The term rvalue reference is about the type of the reference, var1, whereas the term rvalue is about the value category of the expression var1:

  • var1 declared as Widget&& var1 is a reference to Widget, specifically an rvalue reference to Widget (i.e., Widget&&) – This is the type of var1, which is a reference. The reference type tells you how the reference can be initialized: an rvalue reference can only be initialized with an rvalue, whereas a non-const lvalue reference can only be initialized with an lvalue.

  • When using var1 in an expression (without marking it with std::move), then var1 is an lvalue because it has a name – This the value category of var1, which is a property of the expression var1 orthogonal to its type.

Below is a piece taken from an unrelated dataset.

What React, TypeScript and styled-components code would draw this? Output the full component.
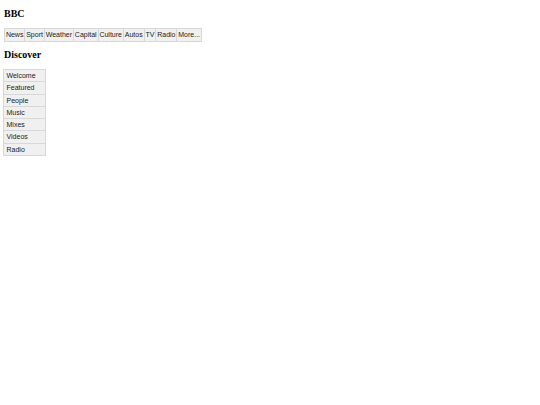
import React from "react";
import styled, { createGlobalStyle } from "styled-components";

const Global = createGlobalStyle`
  html, body { margin: 0; padding: 0; background: #fff; }
  body { font-family: "Liberation Serif", "Times New Roman", serif; }
`;

const Page = styled.div`
  padding: 4px 3px;
  display: flex;
  flex-direction: column;
  align-items: flex-start;
`;

const Heading = styled.h1<{ $top?: number }>`
  margin: ${(p) => p.$top ?? 4}px 0 0 1px;
  font-family: "Liberation Serif", "Times New Roman", serif;
  font-weight: bold;
  font-size: 10px;
  line-height: 12px;
  color: #000;
`;

const NavBar = styled.ul`
  list-style: none;
  margin: 8px 0 7px 1px;
  padding: 0;
  display: flex;
  border-left: 1px solid #d8d8d8;
`;

const NavItem = styled.li`
  font-family: "Liberation Sans", Arial, sans-serif;
  font-size: 7px;
  line-height: 8px;
  color: #222;
  background: #f0f0f0;
  border: 1px solid #d8d8d8;
  border-left: none;
  padding: 2px 0.9px;
`;

const SideList = styled.ul`
  list-style: none;
  margin: 8px 0 0 0;
  padding: 0;
  width: 43px;
  display: flex;
  flex-direction: column;
  border-top: 1px solid #d8d8d8;
`;

const SideItem = styled.li`
  font-family: "Liberation Sans", Arial, sans-serif;
  font-size: 7px;
  line-height: 8px;
  color: #222;
  background: #f0f0f0;
  border: 1px solid #d8d8d8;
  border-top: none;
  padding: 2px 2.5px 1.3px;
`;

const nav = ["News", "Sport", "Weather", "Capital", "Culture", "Autos", "TV", "Radio", "More..."];
const discover = ["Welcome", "Featured", "People", "Music", "Mixes", "Videos", "Radio"];

export default function App() {
  return (
    <Page>
      <Global />
      <Heading>BBC</Heading>
      <NavBar>
        {nav.map((n) => (
          <NavItem key={n}>{n}</NavItem>
        ))}
      </NavBar>
      <Heading as="h2" $top={0}>Discover</Heading>
      <SideList>
        {discover.map((d) => (
          <SideItem key={d}>{d}</SideItem>
        ))}
      </SideList>
    </Page>
  );
}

Note also that the following statement doesn't compile:

Widget&& var1 = someWidget;

This compilation error is because var1 is an rvalue reference and, therefore, can only be initialized with an rvalue. However, someWidget is an lvalue since it has a name, and it isn't marked with std::move for moving. For the statement to compile you could have done one of the following:

  • Declaring v1 as an lvalue reference instead:

    Widget& var1 = someWidget;

    The lvalue reference var1 can be initialized with someWidget, an lvalue.

  • Marking someWidget for moving with std::move():

    Widget&& var1 = std::move(someWidget);

    The rvalue reference var1 can be initialized with std::move(someWidget), an rvalue.

Why does auto&& var2 not mean rvalue reference?

var2 is a universal reference because there is type deduction involved. As such, var2 will become either an lvalue reference or rvalue reference depending on how it is initialized (var2 will always be a reference).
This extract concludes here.